In the study’s data set, approaches that followed a slow-fast-slow dynamic include terrestrial and marine protected areas. This includes Ramsar sites, which are wetlands set aside for protection under an international treaty to conserve biodiversity and ecosystem services.
Other initiatives — about 20% of the case studies — saw fast adoption early on, after which the limited remaining pool of possible adopters caused adoption to slow. This “fast-slow” growth pattern, the researchers wrote, was associated with tighter regulation or more involved bureaucracy, including many programs mandated by governments or run by nonprofit groups. Wildlife management areas in Tanzania and marine protected areas created by municipal ordinances in the Philippines followed this pattern. So did Chile’s territorial use rights in fisheries (TURF) system, under which traditional fishers work within set-aside waters, collaborating with the government to promote sustainability while maintaining their livelihoods.

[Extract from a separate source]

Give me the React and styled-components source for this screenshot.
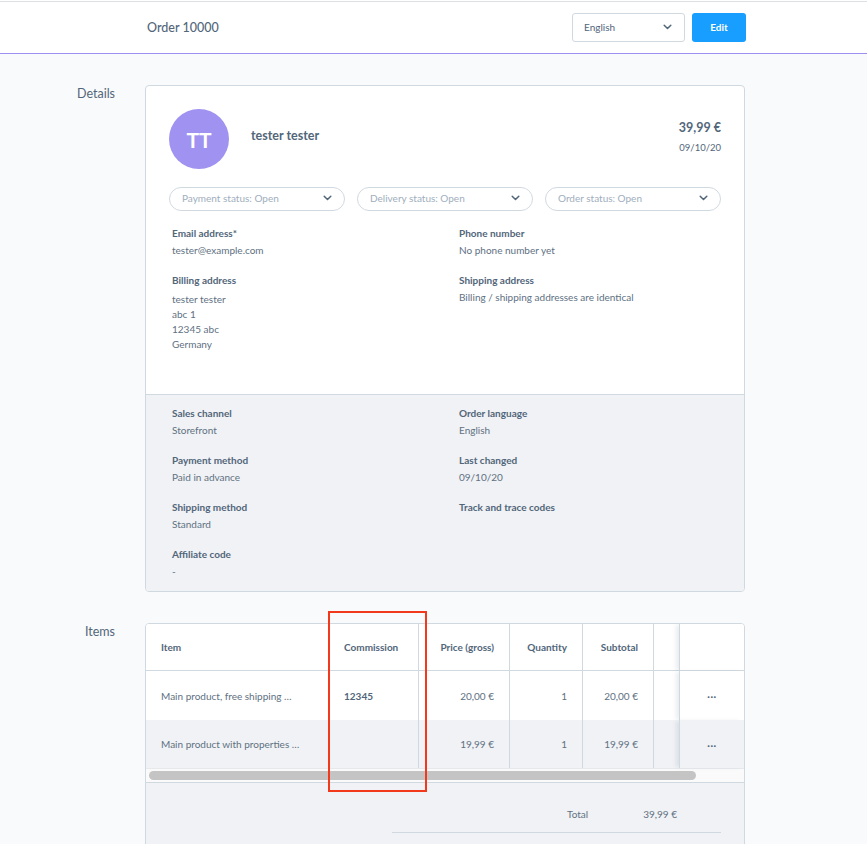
import React from "react";
import styled, { createGlobalStyle } from "styled-components";

const Global = createGlobalStyle`
  html, body { margin: 0; padding: 0; }
  body {
    background: #f9fafb;
    font-family: Lato, "Open Sans", sans-serif;
    color: #52667a;
    -webkit-font-smoothing: antialiased;
  }
  * { box-sizing: border-box; }
`;

const Header = styled.header`
  height: 54px;
  background: linear-gradient(#ffffff 0 1px, #dde1e6 1px 2px, #ffffff 2px);
  border-bottom: 1px solid #9d8ff2;
  display: flex;
  justify-content: center;
`;

const HeaderInner = styled.div`
  width: 602px;
  margin-left: 144px;
  margin-right: 121px;
  display: flex;
  align-items: center;
  padding-left: 3px;
  padding-top: 1px;
`;

const Title = styled.h1`
  margin: 0;
  flex: 1;
  font-size: 12.5px;
  font-weight: 500;
  color: #52667a;
`;

const LangSelect = styled.div`
  width: 113px;
  height: 29px;
  border: 1px solid #d1d9e0;
  border-radius: 3px;
  background: #fff;
  display: flex;
  align-items: center;
  justify-content: space-between;
  padding: 0 12px 0 11px;
  font-size: 10px;
  color: #52667a;
`;

const EditButton = styled.button`
  margin-left: 7px;
  width: 54px;
  height: 29px;
  border: none;
  border-radius: 3px;
  background: #189eff;
  color: #fff;
  font-family: inherit;
  font-size: 10px;
  font-weight: 700;
`;

const Main = styled.main`
  display: grid;
  grid-template-columns: 115px 600px;
  column-gap: 30px;
  row-gap: 31px;
  padding-top: 31px;
`;

const SectionLabel = styled.div`
  text-align: right;
  font-size: 12.5px;
  color: #52667a;
  padding-top: ${(p) => p.$top || 0}px;
`;

const Card = styled.section`
  background: #fff;
  border: 1px solid #d1d9e0;
  border-radius: 4px;
  overflow: hidden;
`;

const CardTop = styled.div`
  padding: 23px 23px 42px 23px;
`;

const CustomerRow = styled.div`
  display: flex;
  align-items: flex-start;
`;

const Avatar = styled.div`
  width: 60px;
  height: 60px;
  border-radius: 50%;
  background: #a092f0;
  color: #fff;
  font-size: 21px;
  font-weight: 700;
  display: flex;
  align-items: center;
  justify-content: center;
  flex-shrink: 0;
`;

const CustomerName = styled.div`
  margin-left: 22px;
  margin-top: 19px;
  flex: 1;
  font-size: 12.5px;
  font-weight: 700;
  color: #52667a;
`;

const Summary = styled.div`
  text-align: right;
  margin-top: 11px;
`;

const Amount = styled.div`
  font-size: 12.5px;
  font-weight: 700;
  color: #52667a;
`;

const SmallDate = styled.div`
  margin-top: 7px;
  font-size: 9.5px;
  color: #52667a;
`;

const StatusRow = styled.div`
  margin-top: 18px;
  display: grid;
  grid-template-columns: repeat(3, 176px);
  column-gap: 12px;
`;

const StatusSelect = styled.div`
  height: 24px;
  border: 1px solid #d1d9e0;
  border-radius: 12px;
  display: flex;
  align-items: center;
  justify-content: space-between;
  padding: 0 12px 2px 12px;
  font-size: 10px;
  color: #a0aebd;
`;

const FieldGrid = styled.div`
  margin-top: ${(p) => p.$mt ?? 15}px;
  padding-left: ${(p) => p.$pl ?? 3}px;
  display: grid;
  grid-template-columns: 287px 1fr;
  row-gap: 15px;
`;

const Field = styled.div``;

const FieldLabel = styled.div`
  font-size: 10px;
  line-height: 15px;
  font-weight: 700;
  color: #52667a;
`;

const FieldValue = styled.div`
  margin-top: ${(p) => p.$gap || 2}px;
  font-size: 10px;
  line-height: 15px;
  color: #607182;
`;

const CardBottom = styled.div`
  background: #f0f2f5;
  border-top: 1px solid #d1d9e0;
  padding: 11px 26px 12px 26px;
`;

const Grid = styled.div`
  display: grid;
  grid-template-columns: 183px 90px 91px 73px 71px 25px 65px;
`;

const HeadCell = styled.div`
  height: 47px;
  display: flex;
  align-items: center;
  justify-content: ${(p) => (p.$right ? "flex-end" : p.$center ? "center" : "flex-start")};
  padding: 0 15px 0 15px;
  font-size: 10px;
  font-weight: 700;
  color: #52667a;
  border-bottom: 1px solid #d1d9e0;
  border-right: ${(p) => (p.$noBorder ? "none" : "1px solid #d1d9e0")};
  background: #fff;
  white-space: nowrap;
  ${(p) => (p.$sticky ? "border-left: 1px solid #d1d9e0; box-shadow: -4px 0 4px -1px rgba(82,102,122,0.12);" : "")}
`;

const Cell = styled.div`
  height: ${(p) => (p.$h ? p.$h : 49)}px;
  display: flex;
  align-items: center;
  justify-content: ${(p) => (p.$right ? "flex-end" : p.$center ? "center" : "flex-start")};
  padding: 0 15px 0 15px;
  font-size: 10px;
  font-weight: ${(p) => (p.$bold ? 700 : 400)};
  color: ${(p) => (p.$bold ? "#52667a" : "#607182")};
  border-right: ${(p) => (p.$noBorder ? "none" : "1px solid #d1d9e0")};
  background: ${(p) => (p.$alt ? "#f0f2f5" : "#fff")};
  white-space: nowrap;
  overflow: hidden;
  ${(p) => (p.$sticky ? "border-left: 1px solid #d1d9e0; box-shadow: -4px 0 4px -1px rgba(82,102,122,0.12);" : "")}
`;

const Dots = styled.span`
  font-weight: 900;
  font-size: 11px;
  letter-spacing: 0.5px;
  color: #52667a;
  margin-top: -4px;
`;

const ScrollTrack = styled.div`
  height: 15px;
  background: #fafafa;
  border-top: 1px solid #e6e9ec;
  border-bottom: 1px solid #d1d9e0;
  padding: 2px 3px;
`;

const ScrollThumb = styled.div`
  width: 547px;
  height: 9px;
  border-radius: 5px;
  background: #c4c4c4;
`;

const TableFoot = styled.div`
  background: #f0f2f5;
  padding: 25px 23px 60px 0;
  display: flex;
  justify-content: flex-end;
`;

const Totals = styled.div`
  width: 329px;
  border-bottom: 1px solid #d1d9e0;
  padding: 0 44px 12px 0;
  display: flex;
  justify-content: flex-end;
  gap: 55px;
  font-size: 10px;
  color: #607182;
`;

const ItemsWrap = styled.div`
  position: relative;
`;

const Annotation = styled.div`
  position: absolute;
  left: 183px;
  top: -12px;
  width: 99px;
  height: 181px;
  border: 2px solid #f2391c;
  pointer-events: none;
  z-index: 5;
`;

const Chevron = ({ color = "#52667a" }) => (
  <svg width="9" height="6" viewBox="0 0 9 6">
    <path d="M1.2 1.2l3.3 3.3 3.3-3.3" fill="none" stroke={color} strokeWidth="1.5" strokeLinecap="round" strokeLinejoin="round" />
  </svg>
);

const statuses = ["Payment status: Open", "Delivery status: Open", "Order status: Open"];

const items = [
  { name: "Main product, free shipping …", commission: "12345", price: "20,00 €", qty: "1", total: "20,00 €" },
  { name: "Main product with properties …", commission: "", price: "19,99 €", qty: "1", total: "19,99 €", alt: true },
];

export default function App() {
  return (
    <>
      <Global />
      <Header>
        <HeaderInner>
          <Title>Order 10000</Title>
          <LangSelect>
            English
            <Chevron />
          </LangSelect>
          <EditButton>Edit</EditButton>
        </HeaderInner>
      </Header>
      <Main>
        <SectionLabel $top={1}>Details</SectionLabel>
        <Card>
          <CardTop>
            <CustomerRow>
              <Avatar>TT</Avatar>
              <CustomerName>tester tester</CustomerName>
              <Summary>
                <Amount>39,99 €</Amount>
                <SmallDate>09/10/20</SmallDate>
              </Summary>
            </CustomerRow>
            <StatusRow>
              {statuses.map((s) => (
                <StatusSelect key={s}>
                  {s}
                  <Chevron />
                </StatusSelect>
              ))}
            </StatusRow>
            <FieldGrid>
              <Field>
                <FieldLabel>Email address*</FieldLabel>
                <FieldValue>tester@example.com</FieldValue>
              </Field>
              <Field>
                <FieldLabel>Phone number</FieldLabel>
                <FieldValue>No phone number yet</FieldValue>
              </Field>
              <Field>
                <FieldLabel>Billing address</FieldLabel>
                <FieldValue $gap={4}>
                  tester tester
                  <br />
                  abc 1
                  <br />
                  12345 abc
                  <br />
                  Germany
                </FieldValue>
              </Field>
              <Field>
                <FieldLabel>Shipping address</FieldLabel>
                <FieldValue>Billing / shipping addresses are identical</FieldValue>
              </Field>
            </FieldGrid>
          </CardTop>
          <CardBottom>
            <FieldGrid $mt={0} $pl={0}>
              <Field>
                <FieldLabel>Sales channel</FieldLabel>
                <FieldValue>Storefront</FieldValue>
              </Field>
              <Field>
                <FieldLabel>Order language</FieldLabel>
                <FieldValue>English</FieldValue>
              </Field>
              <Field>
                <FieldLabel>Payment method</FieldLabel>
                <FieldValue>Paid in advance</FieldValue>
              </Field>
              <Field>
                <FieldLabel>Last changed</FieldLabel>
                <FieldValue>09/10/20</FieldValue>
              </Field>
              <Field>
                <FieldLabel>Shipping method</FieldLabel>
                <FieldValue>Standard</FieldValue>
              </Field>
              <Field>
                <FieldLabel>Track and trace codes</FieldLabel>
              </Field>
              <Field>
                <FieldLabel>Affiliate code</FieldLabel>
                <FieldValue>-</FieldValue>
              </Field>
            </FieldGrid>
          </CardBottom>
        </Card>

        <SectionLabel $top={1}>Items</SectionLabel>
        <ItemsWrap>
          <Card>
            <Grid>
              <HeadCell>Item</HeadCell>
              <HeadCell>Commission</HeadCell>
              <HeadCell $right>Price (gross)</HeadCell>
              <HeadCell $right>Quantity</HeadCell>
              <HeadCell $right>Subtotal</HeadCell>
              <HeadCell $noBorder />
              <HeadCell $sticky $noBorder />
              {items.map((it) => (
                <React.Fragment key={it.name}>
                  <Cell $alt={it.alt} $h={it.alt ? 48 : 49}>{it.name}</Cell>
                  <Cell $alt={it.alt} $h={it.alt ? 48 : 49} $bold>{it.commission}</Cell>
                  <Cell $alt={it.alt} $h={it.alt ? 48 : 49} $right>{it.price}</Cell>
                  <Cell $alt={it.alt} $h={it.alt ? 48 : 49} $right>{it.qty}</Cell>
                  <Cell $alt={it.alt} $h={it.alt ? 48 : 49} $right>{it.total}</Cell>
                  <Cell $alt={it.alt} $h={it.alt ? 48 : 49} $noBorder />
                  <Cell $alt={it.alt} $h={it.alt ? 48 : 49} $sticky $noBorder $center>
                    <Dots>...</Dots>
                  </Cell>
                </React.Fragment>
              ))}
            </Grid>
            <ScrollTrack>
              <ScrollThumb />
            </ScrollTrack>
            <TableFoot>
              <Totals>
                <span>Total</span>
                <span>39,99 €</span>
              </Totals>
            </TableFoot>
          </Card>
          <Annotation />
        </ItemsWrap>
      </Main>
    </>
  );
}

A range of factors appear to influence how quickly and widely a conservation model is adopted. Take, for example, Locally Managed Marine Areas (LMMAs), an arrangement under which coastal villages govern resources sustainably in their local waters. The researchers noted that in Samoa, the government gave boats and aquaculture resources to communities that adopted the approach. That top-down intervention led to a quick spread of LMMAs, after which growth slowed. In contrast, the researchers explained, people in Fiji and the Solomon Islands had “a stronger bottom-up role.” In those countries, communities were slower to embrace LMMAs, but their implementation lent more weight to community empowerment.
Bigger data sets on the implementation of biodiversity conservation initiatives, the authors wrote, will help future researchers better understand the nuances of how such initiatives spread. The study’s data included some conservation sites that were abandoned, so one avenue for future research is to track the success of initiatives on an ongoing basis instead of just whether they are formally adopted.
The researchers hope future work will shed more light onto how conservation efforts go from proof of concept to actually preserving natural resources and protecting endangered species like the black rhino and so enable more of them to do so. After all, they wrote, “[t]he persistence of biodiversity and ecosystem services depends on the adoption of effective conservation initiatives at a pace and scale that match or exceed environmental threats.”